On appeal before the SCA, the appellants persisted with their argument that the suretyship agreement’s operation was limited to obligations under the dealer agreement, however, KMSA argued that the dealer agreement and the suretyship agreement should be interpreted as two independent contracts and that the terms of the suretyship agreement were wide enough to also include liability under the sale agreement.
The SCA considered the judgment in Privest Employee Solutions (Pty) Ltd v Vital Distribution Solutions (Pty) Ltd 2005 (5) SA 276 (SCA), in which the SCA held that, when construing an agreement comprising more than one document, one must consider all the terms used by the parties in all the documents to determine the meaning thereof.
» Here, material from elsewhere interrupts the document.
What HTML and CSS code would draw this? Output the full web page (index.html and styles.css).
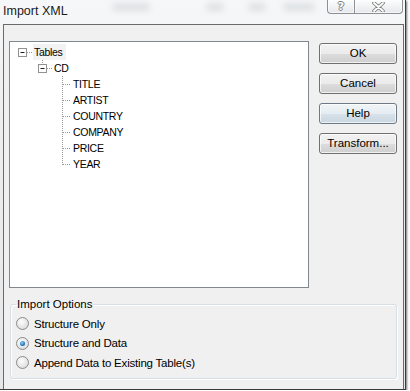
FILE: index.html
```html
<!DOCTYPE html>
<html lang="en">
  <head>
    <meta charset="UTF-8" />
    <title>Import XML</title>
    <link rel="stylesheet" href="styles.css">
  </head>
  <body>
    <div class="window">
      <div class="titlebar">
        <span class="title">Import XML</span>
        <span class="smudge s1"></span>
        <span class="smudge s2"></span>
        <span class="smudge s3"></span>
        <span class="smudge s4"></span>
        <div class="caption">
          <span class="cap cap-help">?</span>
          <span class="cap cap-close">
            <svg width="13" height="10" viewBox="0 0 13 10">
              <path d="M2 1 L11 9 M11 1 L2 9" stroke="#7d7d7d" stroke-width="3.6" stroke-linecap="round" />
              <path d="M2 1 L11 9 M11 1 L2 9" stroke="#fff" stroke-width="1.8" stroke-linecap="round" />
            </svg>
          </span>
        </div>
      </div>
      <div class="client">
        <div class="top">
          <div class="tree">
            <div class="node node-root">
              <svg width="23" height="16">
                <rect x="8.5" y="4.5" width="8" height="8" class="box" />
                <path d="M10.5 8.5 H14.5" class="minus" />
                <path d="M17 8.5 H22" class="dots" />
              </svg>
              <span class="label selected">Tables</span>
            </div>
            <div class="node">
              <svg width="43" height="16">
                <path d="M32.5 0 V4" class="dots" />
                <rect x="28.5" y="4.5" width="8" height="8" class="box" />
                <path d="M30.5 8.5 H34.5" class="minus" />
                <path d="M37 8.5 H42" class="dots" />
              </svg>
              <span class="label">CD</span>
            </div>
            <div class="node">
              <svg width="62" height="16"><path d="M52.5 0 V16 M53 8.5 H61" class="dots" /></svg>
              <span class="label">TITLE</span>
            </div>
            <div class="node">
              <svg width="62" height="16"><path d="M52.5 0 V16 M53 8.5 H61" class="dots" /></svg>
              <span class="label">ARTIST</span>
            </div>
            <div class="node">
              <svg width="62" height="16"><path d="M52.5 0 V16 M53 8.5 H61" class="dots" /></svg>
              <span class="label">COUNTRY</span>
            </div>
            <div class="node">
              <svg width="62" height="16"><path d="M52.5 0 V16 M53 8.5 H61" class="dots" /></svg>
              <span class="label">COMPANY</span>
            </div>
            <div class="node">
              <svg width="62" height="16"><path d="M52.5 0 V16 M53 8.5 H61" class="dots" /></svg>
              <span class="label">PRICE</span>
            </div>
            <div class="node">
              <svg width="62" height="16"><path d="M52.5 0 V9 M53 8.5 H61" class="dots" /></svg>
              <span class="label">YEAR</span>
            </div>
          </div>
          <div class="buttons">
            <div class="btn">OK</div>
            <div class="btn">Cancel</div>
            <div class="btn btn-hot">Help</div>
            <div class="btn">Transform...</div>
          </div>
        </div>
        <fieldset class="options">
          <legend>Import Options</legend>
          <div class="radio"><span class="circle"></span>Structure Only</div>
          <div class="radio"><span class="circle checked"></span>Structure and Data</div>
          <div class="radio"><span class="circle"></span>Append Data to Existing Table(s)</div>
        </fieldset>
      </div>
    </div>
  </body>
</html>
```

FILE: styles.css
```css
body {
  margin: 0;
  background-color: #fff;
  font-family: "Liberation Sans", Arial, sans-serif;
  font-size: 11px;
  color: #000;
}

.window {
  width: 405px;
  height: 389px;
  background: linear-gradient(180deg, #f6f7f8 0%, #eceef0 30%, #e4e6e8 100%);
  border-right: 1px solid #3c3c3c;
  border-bottom: 1px solid #3c3c3c;
  box-shadow: 1px 1px 2px rgba(0, 0, 0, 0.55);
  display: flex;
  flex-direction: column;
}

/* title bar */
.titlebar {
  height: 24px;
  display: flex;
  align-items: flex-start;
}
.title {
  margin: 4px 0 0 3px;
  font-size: 12.5px;
  line-height: 15px;
  color: #1a1a1a;
  text-shadow: 0 0 6px #fff;
}
.smudge {
  height: 8px;
  margin-top: 3px;
  border-radius: 4px;
  background-color: rgba(140, 148, 156, 0.22);
  filter: blur(3px);
}
.s1 { width: 38px; margin-left: 44px; }
.s2 { width: 18px; margin-left: 56px; }
.s3 { width: 18px; margin-left: 24px; }
.s4 { width: 32px; margin-left: 17px; }

.caption {
  margin-left: auto;
  margin-right: 2px;
  display: flex;
}
.cap {
  height: 13px;
  display: flex;
  align-items: center;
  justify-content: center;
  border: 1px solid #8d8f92;
  border-top: none;
  background: linear-gradient(180deg, rgba(255, 255, 255, 0.7), rgba(225, 228, 232, 0.8));
  box-shadow: inset 0 0 0 1px rgba(255, 255, 255, 0.6);
}
.cap-help {
  width: 26px;
  border-radius: 0 0 0 4px;
  border-right: none;
  font-family: "DejaVu Sans", sans-serif;
  font-size: 11px;
  font-weight: bold;
  color: #fff;
  text-shadow: 1px 0 0 #7d7d7d, -1px 0 0 #7d7d7d, 0 1px 0 #7d7d7d, 0 -1px 0 #7d7d7d;
}
.cap-close {
  width: 47px;
  border-radius: 0 0 4px 0;
}

/* client area */
.client {
  flex: 1;
  margin: 0 1px 0 3px;
  border: 1px solid #6a6a6a;
  border-bottom: none;
  background-color: #f0f0f0;
  padding: 16px 0 0 5px;
}

.top {
  display: flex;
  gap: 10px;
}

.tree {
  width: 298px;
  height: 243px;
  border: 1px solid #828790;
  background-color: #fff;
  padding-top: 2px;
}
.node {
  height: 16px;
  display: flex;
  align-items: center;
}
.node svg {
  flex: none;
  display: block;
}
.label {
  font-size: 10.5px;
  letter-spacing: -0.3px;
  line-height: 16px;
  padding: 0 1px;
}
.selected {
  background-color: #f2f2f2;
  padding: 0 3px 0 1px;
}
.box {
  fill: #fff;
  stroke: #919191;
  stroke-width: 1;
}
.minus {
  stroke: #1e1e1e;
  stroke-width: 1;
}
.dots {
  stroke: #9a9a9a;
  stroke-width: 1;
  stroke-dasharray: 1 1;
  fill: none;
}

.buttons {
  margin-top: 2px;
  display: flex;
  flex-direction: column;
  gap: 9px;
}
.btn {
  width: 76px;
  height: 19px;
  line-height: 19px;
  text-align: center;
  font-size: 11.5px;
  border: 1px solid #707070;
  border-radius: 3px;
  background: linear-gradient(180deg, #f2f2f2 0%, #ebebeb 50%, #dddddd 51%, #cfcfcf 100%);
  box-shadow: inset 0 0 0 1px rgba(255, 255, 255, 0.7);
}
.btn-hot {
  background: linear-gradient(180deg, #f0f4f7 0%, #e6edf2 50%, #d8e2ea 51%, #cad6e0 100%);
  border-color: #6e7a86;
}

/* import options */
.options {
  margin: 8px 0 0 1px;
  width: 374px;
  padding: 0 6px 5px 5px;
  border: 1px solid #d5dfe5;
  border-radius: 3px;
  box-shadow: inset 1px 1px 0 #fff, 1px 1px 0 #fff;
}
.options legend {
  padding: 0 1px;
  line-height: 16px;
  font-size: 11.5px;
}
.radio {
  height: 19.5px;
  display: flex;
  align-items: center;
  gap: 5px;
  font-size: 11.5px;
  letter-spacing: -0.2px;
}
.options legend + .radio {
  margin-top: 2px;
}
.circle {
  width: 11px;
  height: 11px;
  border: 1px solid #8b8b8b;
  border-radius: 50%;
  background: radial-gradient(circle at 40% 35%, #fdfdfd 0%, #e6e6e6 55%, #d2d2d2 100%);
  display: flex;
  align-items: center;
  justify-content: center;
}
.checked::after {
  content: "";
  width: 5px;
  height: 5px;
  border-radius: 50%;
  background: radial-gradient(circle at 40% 35%, #8fd0f5 0%, #2a7fc2 55%, #13466f 100%);
}
```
In light of the judgment above, the SCA considered the wording of the dealer agreement, together with the wording of the suretyship agreement. The dealer agreement included a provision which stated that the annexures to the dealer agreement formed part of the dealer agreement and should not be interpreted in a separate manner or be separated from the dealer agreement for construction of a different meaning. The dealer agreement further included a provision which stated that the sureties bound themselves as sureties for the fulfilment of any of EMT’s obligations or duties under the dealer agreement.
The SCA reached the conclusion that despite the wide terms included in the suretyship agreement, the suretyship only covered the obligations under the dealer agreement, due to the provisions included in the dealer agreement which limited the operation of the suretyship agreement.
This judgment highlights the importance of always ensuring that, should your agreement be set out in more than one document, the provisions of all the documents align and reflect the true intention of the parties to the agreement.